Едва они отошли на сотню шагов и завернули за угол, как Лев выпрямился, отбросил руку Ивана.

– Да хватит тебе! Я сам дойду!

Соколов от удивления остановился, пораженный внезапной догадкой.

– Ты что? В самом деле…

Каневич зло огрызнулся:

– Не твое дело! Скажешь, что врач принял меня, положил на лечение! Только постой здесь, за углом минут десять…

– Я не могу, вдруг на эсэсовца нарвусь? Пойдем, доведу тебя до ревира.

Ревиром узники называли большой больничный барак, где лечились небезнадежно больные, которые могли еще, оклемавшись, работать.

Перед самым входом Каневич снова скрючился, его лицо приняло настолько правдоподобно-мучительное выражение, что Соколов едва сдержался, чтобы не засмеяться. Они вошли внутрь. В помещении, едва освещаемом тусклыми лампочками, воняло разными лекарствами. 9001-й и 9009-й миновали длинный коридор и постучали в дверь с табличкой «Der Artzt KZ Ebensee» – врач концлагеря Эбензее.

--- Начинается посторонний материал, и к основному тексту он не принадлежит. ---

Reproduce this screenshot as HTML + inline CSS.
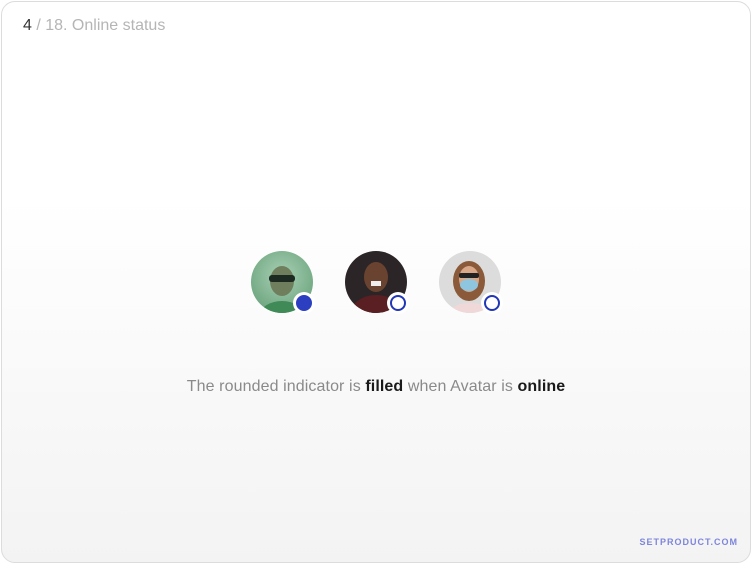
<!DOCTYPE html>
<html><head><style>
html,body{margin:0;padding:0;width:752px;height:564px;background:#fff;overflow:hidden}
.card{position:absolute;left:1px;top:1px;width:750px;height:562px;border:1px solid #dcdcdc;border-radius:14px;background:linear-gradient(#fff 0%,#fff 35%,#f3f3f3 100%);box-sizing:border-box}
.t{position:absolute;left:23px;top:17px;font:16px "Liberation Sans",sans-serif;color:#b5b5b5}
.t b{font-weight:normal;color:#333}
.av{position:absolute;top:251px;width:62px;height:62px;border-radius:50%;overflow:hidden}
.ind{position:absolute;width:22px;height:22px;border-radius:50%;background:#fff;top:292px}
.ind i{position:absolute;left:3px;top:3px;width:16px;height:16px;border-radius:50%;box-sizing:border-box;border:2px solid #2236b8}
.cap{position:absolute;top:378px;left:0;width:752px;text-align:center;font:16px "Liberation Sans",sans-serif;color:#8a8a8a;letter-spacing:0.1px}
.cap b{color:#1a1a1a;font-weight:bold}
.sp{position:absolute;right:14px;top:537px;font:bold 9px "Liberation Sans",sans-serif;letter-spacing:1px;color:#7d86db}
</style></head><body>
<div class="card"></div>
<div class="t"><b>4</b> / 18. Online status</div>
<div class="av" style="left:251px;background:radial-gradient(circle at 50% 40%,#a8d0b4,#5e9a72)">
<svg width="62" height="62"><ellipse cx="31" cy="30" rx="12" ry="15" fill="#6f7f5e"/><rect x="18" y="24" width="26" height="7" rx="3" fill="#1d2a22"/><ellipse cx="31" cy="64" rx="22" ry="14" fill="#3f8a57"/></svg></div>
<div class="av" style="left:345px;background:#2b2527">
<svg width="62" height="62"><ellipse cx="31" cy="26" rx="12" ry="15" fill="#6a4330"/><rect x="26" y="30" width="10" height="5" fill="#eee"/><ellipse cx="31" cy="64" rx="26" ry="20" fill="#5a1f22"/></svg></div>
<div class="av" style="left:439px;background:#dcdcdc">
<svg width="62" height="62"><ellipse cx="30" cy="30" rx="16" ry="20" fill="#8a5a3a"/><ellipse cx="30" cy="28" rx="10" ry="13" fill="#d8a888"/><rect x="20" y="22" width="20" height="5" rx="2" fill="#222"/><ellipse cx="30" cy="34" rx="9" ry="6" fill="#8ec6e0"/><ellipse cx="31" cy="62" rx="20" ry="10" fill="#f0d8d8"/></svg></div>
<div class="ind" style="left:293px"><i style="background:#2b3fc0;border-color:#2b3fc0"></i></div>
<div class="ind" style="left:387px"><i></i></div>
<div class="ind" style="left:481px"><i></i></div>
<div class="cap">The rounded indicator is <b>filled</b> when Avatar is <b>online</b></div>
<div class="sp">SETPRODUCT.COM</div>
</body></html>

Спустя пять минут Иван Соколов быстро побежал в направлении столовой, он знал, что всё это время товарищи, обливаясь потом, бегают вокруг большого барака.

Каневича оставили в ревире на лечение.

Заключенные медленно поднимались вверх по крутой лестнице, сгорбившись под тяжестью обработанных булыжников. Немцы выкладывали ими тоннель, что вёл вглубь огромной горы, нависающей над лагерем Эбензее. Булыжники доставляли узники блока номер один, забрасывая их в кузова грузовых машин; те привозили камни на площадку недалеко от лестницы. Здесь их обрабатывали бедолаги из блока номер два, выполняя тяжелейшую работу каменотесов. Когда камни принимали нужные размеры, узники третьего и четвертого барака тащили их наверх, в шахты. Этот путь сразу назвали «лестницей смерти», так как именно здесь погибало большинство людей. Почему-то немцы считали этот этап наиболее легким, и ставили на него самых слабых в физическом отношении заключенных. Серые ступеньки лестницы с каждым днем всё больше изменяли свой цвет, во многих местах покрываясь темно-бурыми пятнами. Это были следы крови тех несчастных, что падали навзничь, роняя каменную глыбу с костлявых плеч. Тут же раздавалась автоматная очередь, которая порою уносила жизни стоящих рядом с упавшим; пули рикошетили от ступеней и с чмоканьем впивались в тела людей.